■ Goal of the exercise ■
Extract from the listing each line in which the word "that" appears.

■ Input rows ■
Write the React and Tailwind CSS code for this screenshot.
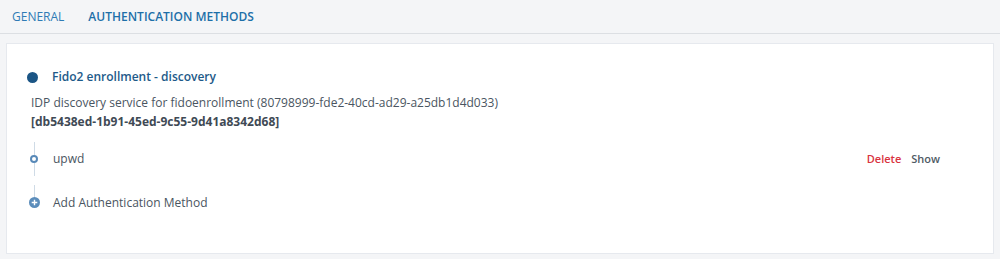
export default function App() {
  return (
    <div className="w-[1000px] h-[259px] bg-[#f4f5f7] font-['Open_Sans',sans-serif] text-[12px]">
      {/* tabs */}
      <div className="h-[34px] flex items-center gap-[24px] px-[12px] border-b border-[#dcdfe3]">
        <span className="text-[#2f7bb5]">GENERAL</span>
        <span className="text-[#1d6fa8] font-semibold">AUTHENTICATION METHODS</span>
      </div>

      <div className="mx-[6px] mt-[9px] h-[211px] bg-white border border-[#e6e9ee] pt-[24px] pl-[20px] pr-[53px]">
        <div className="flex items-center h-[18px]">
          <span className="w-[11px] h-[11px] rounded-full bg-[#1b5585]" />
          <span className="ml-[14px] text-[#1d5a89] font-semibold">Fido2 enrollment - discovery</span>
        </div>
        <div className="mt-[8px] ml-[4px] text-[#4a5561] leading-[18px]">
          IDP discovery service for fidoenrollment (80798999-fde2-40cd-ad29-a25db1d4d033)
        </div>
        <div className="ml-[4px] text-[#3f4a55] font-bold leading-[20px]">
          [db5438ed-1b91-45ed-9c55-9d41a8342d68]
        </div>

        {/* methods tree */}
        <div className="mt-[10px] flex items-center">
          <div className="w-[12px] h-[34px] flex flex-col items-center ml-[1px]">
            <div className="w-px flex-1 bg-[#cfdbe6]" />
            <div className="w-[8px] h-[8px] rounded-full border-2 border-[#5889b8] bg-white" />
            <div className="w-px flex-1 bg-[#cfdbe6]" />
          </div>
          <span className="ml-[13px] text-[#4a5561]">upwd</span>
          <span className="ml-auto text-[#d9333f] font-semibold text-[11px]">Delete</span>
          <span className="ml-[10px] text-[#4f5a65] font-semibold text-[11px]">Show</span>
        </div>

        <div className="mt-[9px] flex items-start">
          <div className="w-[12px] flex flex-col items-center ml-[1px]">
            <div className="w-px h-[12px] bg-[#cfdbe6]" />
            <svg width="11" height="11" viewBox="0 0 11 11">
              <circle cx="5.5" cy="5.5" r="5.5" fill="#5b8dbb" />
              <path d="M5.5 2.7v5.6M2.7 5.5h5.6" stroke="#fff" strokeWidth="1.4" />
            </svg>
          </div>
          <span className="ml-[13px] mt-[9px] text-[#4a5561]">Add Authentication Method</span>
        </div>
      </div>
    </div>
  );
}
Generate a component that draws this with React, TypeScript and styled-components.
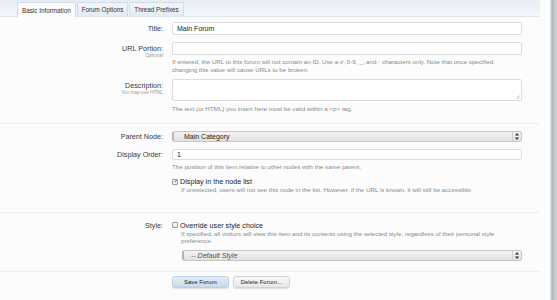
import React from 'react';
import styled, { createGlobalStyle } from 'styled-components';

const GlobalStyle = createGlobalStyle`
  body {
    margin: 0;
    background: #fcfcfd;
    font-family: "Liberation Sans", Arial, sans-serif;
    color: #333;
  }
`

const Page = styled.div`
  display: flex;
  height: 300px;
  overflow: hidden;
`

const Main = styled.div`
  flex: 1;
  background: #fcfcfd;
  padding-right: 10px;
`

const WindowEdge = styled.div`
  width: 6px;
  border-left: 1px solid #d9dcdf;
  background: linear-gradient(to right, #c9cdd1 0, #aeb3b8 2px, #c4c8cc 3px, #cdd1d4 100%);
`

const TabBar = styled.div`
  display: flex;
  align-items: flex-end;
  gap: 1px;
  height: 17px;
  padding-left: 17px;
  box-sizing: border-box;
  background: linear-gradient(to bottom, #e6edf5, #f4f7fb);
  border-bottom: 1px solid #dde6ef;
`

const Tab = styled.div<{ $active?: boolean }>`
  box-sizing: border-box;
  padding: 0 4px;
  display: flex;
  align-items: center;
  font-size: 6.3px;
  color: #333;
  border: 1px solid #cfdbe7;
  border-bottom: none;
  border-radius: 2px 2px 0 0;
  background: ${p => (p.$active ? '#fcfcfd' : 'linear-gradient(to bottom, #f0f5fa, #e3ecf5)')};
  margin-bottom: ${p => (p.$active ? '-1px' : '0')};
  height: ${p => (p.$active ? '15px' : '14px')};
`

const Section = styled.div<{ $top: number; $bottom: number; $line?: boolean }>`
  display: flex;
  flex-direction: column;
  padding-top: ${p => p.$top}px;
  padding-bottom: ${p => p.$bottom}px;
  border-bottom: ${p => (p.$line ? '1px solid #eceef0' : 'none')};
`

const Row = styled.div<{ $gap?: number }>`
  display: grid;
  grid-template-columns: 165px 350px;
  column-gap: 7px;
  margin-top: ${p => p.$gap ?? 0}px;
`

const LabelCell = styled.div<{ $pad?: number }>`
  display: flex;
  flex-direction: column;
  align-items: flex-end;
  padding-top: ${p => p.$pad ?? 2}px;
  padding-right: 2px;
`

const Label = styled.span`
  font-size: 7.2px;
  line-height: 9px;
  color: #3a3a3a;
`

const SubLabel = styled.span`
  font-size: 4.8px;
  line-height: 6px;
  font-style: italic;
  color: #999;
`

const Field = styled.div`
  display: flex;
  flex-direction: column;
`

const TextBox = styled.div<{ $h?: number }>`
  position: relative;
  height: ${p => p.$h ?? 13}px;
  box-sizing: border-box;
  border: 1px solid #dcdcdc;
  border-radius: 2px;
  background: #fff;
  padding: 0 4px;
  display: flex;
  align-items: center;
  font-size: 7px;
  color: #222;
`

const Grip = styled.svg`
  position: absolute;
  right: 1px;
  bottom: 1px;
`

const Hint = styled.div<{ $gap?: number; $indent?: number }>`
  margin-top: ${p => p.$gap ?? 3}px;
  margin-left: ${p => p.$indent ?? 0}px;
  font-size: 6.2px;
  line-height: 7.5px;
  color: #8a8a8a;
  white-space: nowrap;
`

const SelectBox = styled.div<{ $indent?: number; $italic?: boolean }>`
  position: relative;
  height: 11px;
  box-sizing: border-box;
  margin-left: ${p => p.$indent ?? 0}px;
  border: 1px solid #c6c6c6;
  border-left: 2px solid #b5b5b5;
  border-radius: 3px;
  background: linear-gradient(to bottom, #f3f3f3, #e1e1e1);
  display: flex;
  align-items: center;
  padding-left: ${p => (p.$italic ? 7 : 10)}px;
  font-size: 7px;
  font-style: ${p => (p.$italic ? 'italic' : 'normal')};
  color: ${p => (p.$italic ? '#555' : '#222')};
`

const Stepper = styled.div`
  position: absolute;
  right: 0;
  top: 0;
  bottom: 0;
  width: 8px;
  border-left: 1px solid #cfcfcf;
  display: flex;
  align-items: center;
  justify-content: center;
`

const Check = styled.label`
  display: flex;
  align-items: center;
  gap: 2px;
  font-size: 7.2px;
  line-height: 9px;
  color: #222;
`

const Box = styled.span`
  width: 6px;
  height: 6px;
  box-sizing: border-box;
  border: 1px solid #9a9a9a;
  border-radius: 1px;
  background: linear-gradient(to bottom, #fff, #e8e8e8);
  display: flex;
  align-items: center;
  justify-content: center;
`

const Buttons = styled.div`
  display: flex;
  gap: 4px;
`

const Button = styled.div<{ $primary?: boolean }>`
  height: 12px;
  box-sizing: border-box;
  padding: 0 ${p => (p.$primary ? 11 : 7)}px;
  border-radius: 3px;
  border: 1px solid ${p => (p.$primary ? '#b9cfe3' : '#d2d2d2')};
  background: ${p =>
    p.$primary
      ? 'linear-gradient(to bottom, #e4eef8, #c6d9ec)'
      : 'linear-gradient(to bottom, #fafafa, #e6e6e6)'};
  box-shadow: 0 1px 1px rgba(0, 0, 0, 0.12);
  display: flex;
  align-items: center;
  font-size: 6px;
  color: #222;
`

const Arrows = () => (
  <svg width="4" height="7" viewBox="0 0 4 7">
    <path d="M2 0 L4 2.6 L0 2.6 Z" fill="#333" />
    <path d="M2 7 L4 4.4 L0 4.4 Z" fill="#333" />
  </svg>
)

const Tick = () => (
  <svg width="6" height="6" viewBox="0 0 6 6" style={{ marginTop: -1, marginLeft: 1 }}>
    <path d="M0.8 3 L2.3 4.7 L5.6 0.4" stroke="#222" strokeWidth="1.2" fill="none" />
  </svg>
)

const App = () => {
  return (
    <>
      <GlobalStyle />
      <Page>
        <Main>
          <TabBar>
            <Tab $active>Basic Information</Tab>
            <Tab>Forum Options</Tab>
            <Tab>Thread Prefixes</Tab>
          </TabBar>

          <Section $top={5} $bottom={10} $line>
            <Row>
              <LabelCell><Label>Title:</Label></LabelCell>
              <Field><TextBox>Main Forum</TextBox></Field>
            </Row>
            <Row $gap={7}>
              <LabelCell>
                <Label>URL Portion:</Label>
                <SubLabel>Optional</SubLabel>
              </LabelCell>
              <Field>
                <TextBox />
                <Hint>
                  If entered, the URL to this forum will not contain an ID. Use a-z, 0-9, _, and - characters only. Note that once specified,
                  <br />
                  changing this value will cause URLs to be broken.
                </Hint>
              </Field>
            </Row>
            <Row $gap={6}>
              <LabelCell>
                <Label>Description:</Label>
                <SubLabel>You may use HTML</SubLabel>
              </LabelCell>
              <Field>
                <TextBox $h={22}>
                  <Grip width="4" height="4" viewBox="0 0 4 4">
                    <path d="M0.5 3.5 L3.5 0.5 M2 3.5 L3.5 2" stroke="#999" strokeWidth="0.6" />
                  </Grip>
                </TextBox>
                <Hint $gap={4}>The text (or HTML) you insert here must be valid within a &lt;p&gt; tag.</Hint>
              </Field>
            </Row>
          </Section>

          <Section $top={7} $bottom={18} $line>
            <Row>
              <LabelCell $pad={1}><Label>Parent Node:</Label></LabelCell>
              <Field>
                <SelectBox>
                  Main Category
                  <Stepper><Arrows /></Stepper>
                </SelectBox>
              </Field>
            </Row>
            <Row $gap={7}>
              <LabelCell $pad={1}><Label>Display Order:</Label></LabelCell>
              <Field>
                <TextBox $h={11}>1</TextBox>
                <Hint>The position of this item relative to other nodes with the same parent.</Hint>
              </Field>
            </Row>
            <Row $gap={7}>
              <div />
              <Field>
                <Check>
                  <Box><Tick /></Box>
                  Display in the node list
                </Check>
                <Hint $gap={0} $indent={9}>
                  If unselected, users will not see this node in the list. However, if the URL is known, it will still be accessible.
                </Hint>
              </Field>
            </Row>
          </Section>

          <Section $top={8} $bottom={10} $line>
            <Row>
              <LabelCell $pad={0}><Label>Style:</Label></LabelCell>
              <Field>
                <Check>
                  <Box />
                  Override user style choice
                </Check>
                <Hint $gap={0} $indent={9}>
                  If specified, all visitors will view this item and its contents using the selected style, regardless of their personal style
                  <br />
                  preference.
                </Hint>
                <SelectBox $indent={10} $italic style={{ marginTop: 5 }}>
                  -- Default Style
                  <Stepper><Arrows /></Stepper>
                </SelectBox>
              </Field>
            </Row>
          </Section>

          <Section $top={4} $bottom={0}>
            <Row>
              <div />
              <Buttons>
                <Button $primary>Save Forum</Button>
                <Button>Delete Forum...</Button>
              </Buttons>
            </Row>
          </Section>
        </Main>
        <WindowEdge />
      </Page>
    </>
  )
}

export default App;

■ Output of the task ■
Generate a component that draws this with React, TypeScript and styled-components.
                  If entered, the URL to this forum will not contain an ID. Use a-z, 0-9, _, and - characters only. Note that once specified,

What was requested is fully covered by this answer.